Meatless Diets Contain More Essential Nutrients. B12 deficiency is common among vegetarians as it can only be properly obtained from animal sourced foods. Moreover, hailed vegetarian sources of B12 such as sea vegetables and tempeh actually contain high levels of pseudo B12 (cobamide) that block the absorption of true B12. Vegan diets are also deficient in omega-3 fatty acids, which among other things, adds to the decline in cognitive ability. Plant foods only contain short chain omega-3’s (ALA), which have an extremely weak conversion rate to the long-chain essential fatty acids usable by humans (EPA and DHA). Compared to omnivores, vegetarians have approximately 30% less EPA and DHA and vegans 50-60% less. The other highly prominent deficiency for vegetarians is Iron. Heme (or ferrous) iron is the best available source for humans and is only absorbed from animal source foods. Plus, the vegetarian iron source (ferric or non-heme) is easily inhibited by other commonly consumed foods. Research suggests that the vegetarian diet can reduce iron absorption by more than 85%. This is largely because many of the foods that vegetarians rely on as a protein staple (grains and legumes) are high in anti nutrients that bind to minerals and prevent absorption.

Myth #6

Plant Based Proteins Are Healthy. When eating a part of a plant that’s important for its procreation (i.e. the seeds) we run into defence mechanisms which involve harmful toxins designed to damage and discourage us from future snacking. Two of the most common plant defences, lectins and phytates, are found in large amounts in grains, legumes, nuts and seeds. Phytase (or phytic acid) has been shown to reduce nutrient absorption, with magnesium, calcium, iron, zinc, and B12 being the most substantial. And lectins have the unique ability to bind to the cells of the gut and produce an inflammatory response. This results in disrupted nutrient uptake and an elevated risk of a more serious gastrointestinal condition.

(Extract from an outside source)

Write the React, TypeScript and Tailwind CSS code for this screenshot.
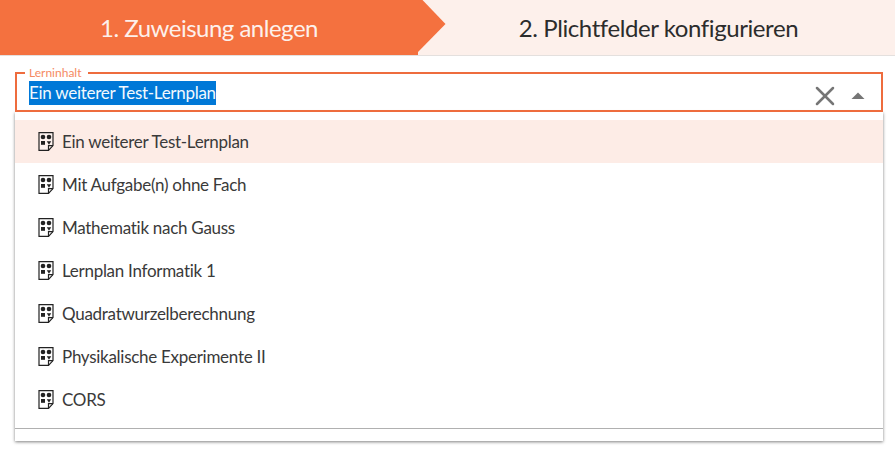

It’s worse for those avoiding animal protein, as grains, beans, nuts, and seeds become their sole protein source. This not only leaves them deficient in essential nutrients because of a lack of animal protein and fat, but the excessive intake of phytates and lectins decreases the nutrient availability in their foods and damages the intestinal lining where nutrients are absorbed.

Vegetarians will try to avoid this with proper preparation procedures (sprouting, soaking, and boiling), but research tells us that lectins are resistant to heat, and only 50% of phytates are removed with an 18 hour soak (none are removed from soy). By eliminating animal products, vegetarians fail to nourish their body with the vitamins, minerals, essential fats and proteins they need to prosper. And as they continue to look to beans, grains, nuts and seeds to fill the gaps, their deficiency only grows in significance.

Unfortunately, vegetarians eliminate the most nutrient dense foods on the planet with no ability to make up for those nutrients elsewhere, leading to malnourishment, underdevelopment, poor immunity, and anaemia in their younger years, which can then become serious ill health and disease as they age.

Yes, some people may perform well without animal products, but they’d perform better if they included them. Animal sources are critical to our long-term health and should be recommended, not avoided or replaced.